Posted on February 23, 2016 in mammography

Many women have a love-hate relationship with mammography - love what it can do, hate having to do it. And while most recognize the benefits of screening, there are still large numbers of women who should be getting screened who are not - nearly half of women in the US aren’t getting their annual mammograms! Because early detection saves lives, we’d like to shift that number.

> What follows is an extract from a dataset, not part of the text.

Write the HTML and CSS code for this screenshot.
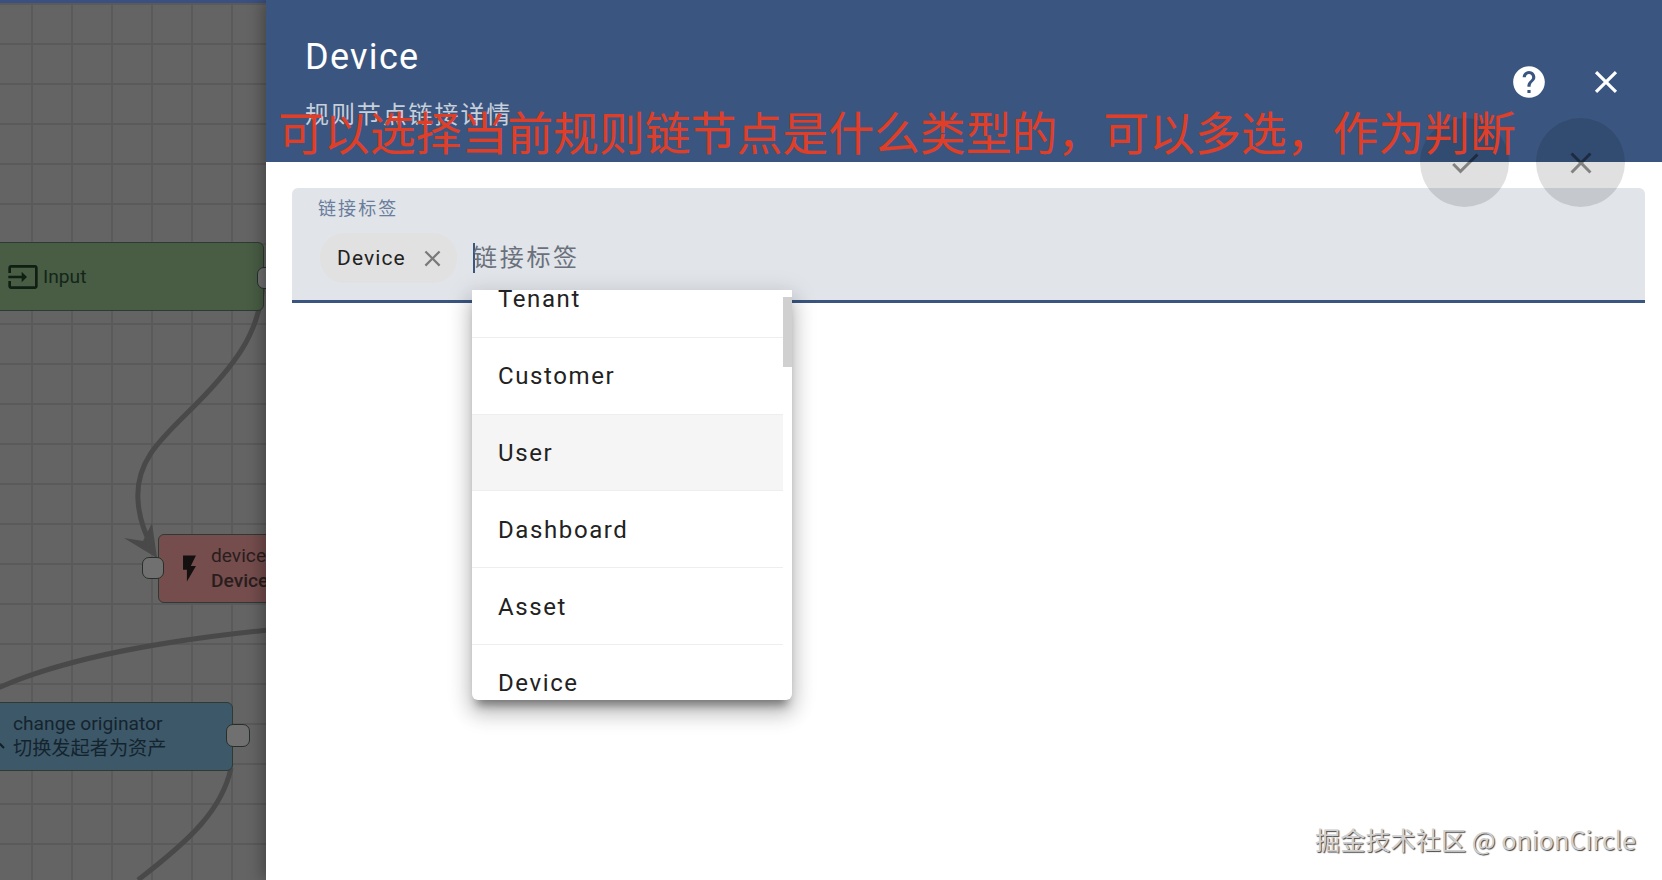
FILE: index.html
```html
<!DOCTYPE html>
<html lang="zh">
<head>
<meta charset="utf-8">
<title>Device</title>
<link rel="stylesheet" href="styles.css">
</head>
<body>
<div class="app">
  <div class="canvas">
    <svg class="edges" width="266" height="880" viewBox="0 0 266 880">
      <path class="edge" d="M263 285 C259 330 240 358 205 395 C170 432 135 455 138 500 C139 520 146 535 153 550"/>
      <path class="arrow" d="M157 558 L124 538 L143 541 L152 523 Z"/>
      <path class="edge" d="M-2 688 C70 656 170 640 268 630"/>
      <path class="edge" d="M231 768 C222 810 190 840 138 880"/>
    </svg>
    <div class="node node-input">
      <svg class="node-icon" viewBox="0 0 24 24"><path d="M21 3.01H3c-1.1 0-2 .9-2 2V9h2V4.99h18v14.03H3V15H1v4.01c0 1.1.9 1.98 2 1.98h18c1.1 0 2-.88 2-1.98v-14c0-1.11-.9-2-2-2zM11 16l4-4-4-4v3H1v2h10v3z"/></svg>
      <span class="node-label">Input</span>
      <span class="port port-out"></span>
    </div>
    <div class="node node-device">
      <span class="port port-in"></span>
      <svg class="node-icon" viewBox="0 0 24 24"><path d="M7 2v11h3v9l7-12h-4l4-8z"/></svg>
      <div class="node-text">
        <span class="node-type">device</span>
        <span class="node-name">Device</span>
      </div>
    </div>
    <div class="node node-change">
      <svg class="node-stub" viewBox="0 0 8 8"><path d="M0 1 L5 6"/></svg>
      <div class="node-text">
        <span class="node-type">change originator</span>
        <span class="node-type">切换发起者为资产</span>
      </div>
      <span class="port port-right"></span>
    </div>
  </div>

  <div class="panel">
    <header class="panel-header">
      <div class="titles">
        <div class="title">Device</div>
        <div class="subtitle">规则节点链接详情</div>
      </div>
      <div class="header-actions">
        <svg class="help" viewBox="0 0 24 24"><path d="M12 2C6.48 2 2 6.48 2 12s4.48 10 10 10 10-4.48 10-10S17.52 2 12 2zm1 17h-2v-2h2v2zm2.07-7.75l-.9.92C13.45 12.9 13 13.5 13 15h-2v-.5c0-1.1.45-2.1 1.17-2.83l1.24-1.26c.37-.36.59-.86.59-1.41 0-1.1-.9-2-2-2s-2 .9-2 2H8c0-2.21 1.79-4 4-4s4 1.79 4 4c0 .88-.36 1.68-.93 2.25z"/></svg>
        <svg class="close" viewBox="0 0 24 24"><path d="M19 6.41L17.59 5 12 10.59 6.41 5 5 6.41 10.59 12 5 17.59 6.41 19 12 13.41 17.59 19 19 17.59 13.41 12z"/></svg>
      </div>
    </header>
    <div class="panel-body">
      <div class="field">
        <div class="field-label">链接标签</div>
        <div class="field-row">
          <div class="chip">
            <span>Device</span>
            <svg class="chip-x" viewBox="0 0 24 24"><path d="M19 6.41L17.59 5 12 10.59 6.41 5 5 6.41 10.59 12 5 17.59 6.41 19 12 13.41 17.59 19 19 17.59 13.41 12z"/></svg>
          </div>
          <div class="placeholder">链接标签</div>
        </div>
      </div>
    </div>
  </div>

  <div class="menu">
    <div class="menu-clip">
      <div class="menu-list">
        <div class="option">Tenant</div>
        <div class="option">Customer</div>
        <div class="option option-hover">User</div>
        <div class="option">Dashboard</div>
        <div class="option">Asset</div>
        <div class="option">Device</div>
      </div>
    </div>
    <div class="thumb"></div>
  </div>

  <div class="fab fab-check">
    <svg viewBox="0 0 24 24"><path d="M9 16.17L4.83 12l-1.42 1.41L9 19 21 7l-1.41-1.41z"/></svg>
  </div>
  <div class="fab fab-cancel">
    <svg viewBox="0 0 24 24"><path d="M19 6.41L17.59 5 12 10.59 6.41 5 5 6.41 10.59 12 5 17.59 6.41 19 12 13.41 17.59 19 19 17.59 13.41 12z"/></svg>
  </div>

  <div class="annotation">可以选择当前规则链节点是什么类型的，可以多选，作为判断</div>
  <div class="watermark">掘金技术社区 @ onionCircle</div>
</div>
</body>
</html>
```
FILE: styles.css
```css
* { box-sizing: border-box; }
html, body { margin: 0; height: 100%; overflow: hidden; background: #fff; }
body { font-family: Roboto, "Noto Sans CJK SC", sans-serif; }

.app { position: relative; display: flex; width: 1662px; height: 880px; overflow: hidden; }

/* rule chain canvas, dimmed by the backdrop */
.canvas {
  position: relative;
  flex: 0 0 266px;
  height: 880px;
  border-top: 3px solid #3a5080;
  background-color: #646464;
  background-image:
    linear-gradient(to right, #5a5a5a 2px, transparent 2px),
    linear-gradient(to bottom, #5a5a5a 2px, transparent 2px);
  background-size: 40px 40px;
  background-position: 31px 0;
  overflow: hidden;
}
.edges { position: absolute; left: 0; top: -3px; }
.edge { fill: none; stroke: #494949; stroke-width: 5; }
.arrow { fill: #494949; }

.node {
  position: absolute;
  display: flex;
  align-items: center;
  border: 1px solid #2e3a34;
  border-radius: 6px;
  font-size: 19.2px;
  color: #1b2a22;
}
.node-input { left: -10px; top: 239px; width: 274px; height: 69px; background: #485d44; padding-left: 16px; }
.node-input .node-icon { width: 32px; height: 32px; fill: #0f1f12; margin-right: 4px; }
.node-label { color: #14261a; }
.node-device { left: 158px; top: 531px; width: 130px; height: 69px; background: #754d4d; padding-left: 15px; color: #2a1d1d; }
.node-device .node-icon { width: 31px; height: 31px; fill: #141010; margin-right: 6px; }
.node-change { left: -12px; top: 699px; width: 245px; height: 69px; background: #3d5868; padding-left: 24px; color: #14242f; }
.node-stub { position: absolute; left: 10px; top: 39px; width: 8px; height: 8px; fill: none; stroke: #10202a; stroke-width: 2; }
.node-text { display: flex; flex-direction: column; gap: 2px; line-height: 23px; white-space: nowrap; padding-bottom: 2px; }
.node-name { font-weight: 500; }

.port {
  position: absolute;
  width: 22px;
  height: 22px;
  border: 1px solid #26302b;
  border-radius: 7px;
  background: #707070;
}
.port-out { right: -16px; top: 24px; }
.port-in { left: -17px; top: 22px; }
.port-right { right: -18px; top: 21px; width: 24px; height: 23px; }

/* side panel */
.panel { flex: 1; display: flex; flex-direction: column; background: #fff; box-shadow: -4px 0 14px rgba(0, 0, 0, .3); position: relative; }
.panel-header {
  height: 162px;
  flex: none;
  display: flex;
  justify-content: space-between;
  background: #3a5680;
  color: #fff;
  padding: 0 40px 0 39px;
}
.titles { padding-top: 33px; }
.title { font-size: 36px; line-height: 48px; letter-spacing: 1.3px; }
.subtitle { margin-top: 18px; font-size: 24px; line-height: 32px; letter-spacing: 1.9px; color: rgba(255, 255, 255, .72); }
.header-actions { display: flex; align-items: center; gap: 39px; height: 164px; margin-right: -3px; }
.help { width: 38px; height: 38px; fill: #fff; }
.close { width: 38px; height: 38px; fill: #fff; }

.panel-body { padding: 26px 17px 0 26px; }
.field {
  height: 115px;
  background: #e1e4e9;
  border-radius: 6px 6px 0 0;
  border-bottom: 3px solid #3a5680;
  padding: 9px 0 0 26px;
}
.field-label { font-size: 18px; line-height: 24px; letter-spacing: 2.1px; color: #6a7d9c; }
.field-row { display: flex; align-items: center; margin-top: 12px; margin-left: 2px; }
.chip {
  display: flex;
  align-items: center;
  width: 137px;
  height: 50px;
  border-radius: 24px;
  background: #e1e1e1;
  padding-left: 17px;
  font-size: 21px;
  letter-spacing: 1.1px;
  color: #222;
}
.chip-x { width: 27px; height: 27px; fill: #7a7a7a; margin-left: 13px; flex: none; }
.placeholder {
  margin-left: 16px;
  height: 30px;
  border-left: 2px solid #3a5680;
  font-size: 24px;
  line-height: 31px;
  letter-spacing: 2.7px;
  text-indent: -2px;
  color: #6a717c;
}

/* dropdown */
.menu {
  position: absolute;
  left: 472px;
  top: 290px;
  width: 320px;
  height: 410px;
  background: #fff;
  border-radius: 0 0 6px 6px;
  box-shadow: 0 10px 10px -5px rgba(0, 0, 0, .4), 0 14px 20px 2px rgba(0, 0, 0, .16), 0 5px 24px 3px rgba(0, 0, 0, .13);
}
.menu-clip { height: 100%; overflow: hidden; border-radius: inherit; }
.menu-list { margin-top: -29px; padding-right: 9px; }
.option {
  height: 76.8px;
  display: flex;
  align-items: center;
  padding: 1px 0 0 26px;
  font-size: 24px;
  letter-spacing: 1.6px;
  color: #222;
  border-bottom: 1px solid #eeeeee;
}
.option-hover { background: #f5f5f5; }
.thumb { position: absolute; right: 0; top: 7px; width: 9px; height: 70px; background: #d0d0d0; }

.fab {
  position: absolute;
  top: 118px;
  width: 89px;
  height: 89px;
  border-radius: 50%;
  background: rgba(0, 0, 0, .12);
  display: flex;
  align-items: center;
  justify-content: center;
}
.fab svg { width: 36px; height: 36px; fill: rgba(0, 0, 0, .42); }
.fab-check { left: 1420px; }
.fab-cancel { left: 1536px; }

.annotation {
  position: absolute;
  left: 278px;
  top: 97px;
  font-family: "Noto Sans CJK SC", sans-serif;
  font-size: 45.85px;
  font-weight: 400;
  line-height: 66px;
  white-space: nowrap;
  color: #e03e27;
}
.watermark {
  position: absolute;
  left: 1315px;
  top: 821px;
  font-family: "Noto Sans CJK SC", sans-serif;
  font-size: 25.2px;
  line-height: 36px;
  white-space: nowrap;
  color: #d0d0d0;
  text-shadow: 1px 1px 1px #444;
}
```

One of the best ways to do this is to make sure you have the best mammogram experience possible. We’d like to empower you with a few simple steps:

 

1. Schedule your appointment when your breasts are the least tender. This is usually 7-9 days into your cycle, but go with what’s best for you. Less tender means less discomfort and better exam!

 

2. Have comparison studies available. This means calling ahead and having your prior clinic forward them to your new clinic, or returning to the same clinic you used the previous year. Having your old studies will make your radiologist’s job easier. Anything that makes this difficult job easier is a bonus!

 

3. Don’t wear deodorant or lotions. They can cause “artifacts” (small-ish flecks or streaks that can be misread, or disguise something that is there). Sparkly lotions can show up -yikes!

 

4. Take a breath and relax. The compression lasts only seconds.  Compression feels tight, but is your friend. Well compressed breast tissue can be easier to interpret, has less motion and can help prevent a dreaded repeat image.

 

5. Schedule and go for your mammogram at the same time every year. Consistency is a good thing! And it will help you remember!

6. Know that you’re part of a team. No one is an island - your mammography technologist is there for one reason - to get the best possible mammogram for the best possible screening evaluation. She can help you best if you communicate. Tell her your concerns  - then relax (as much as you can!). Together, you two can make the experience a positive one!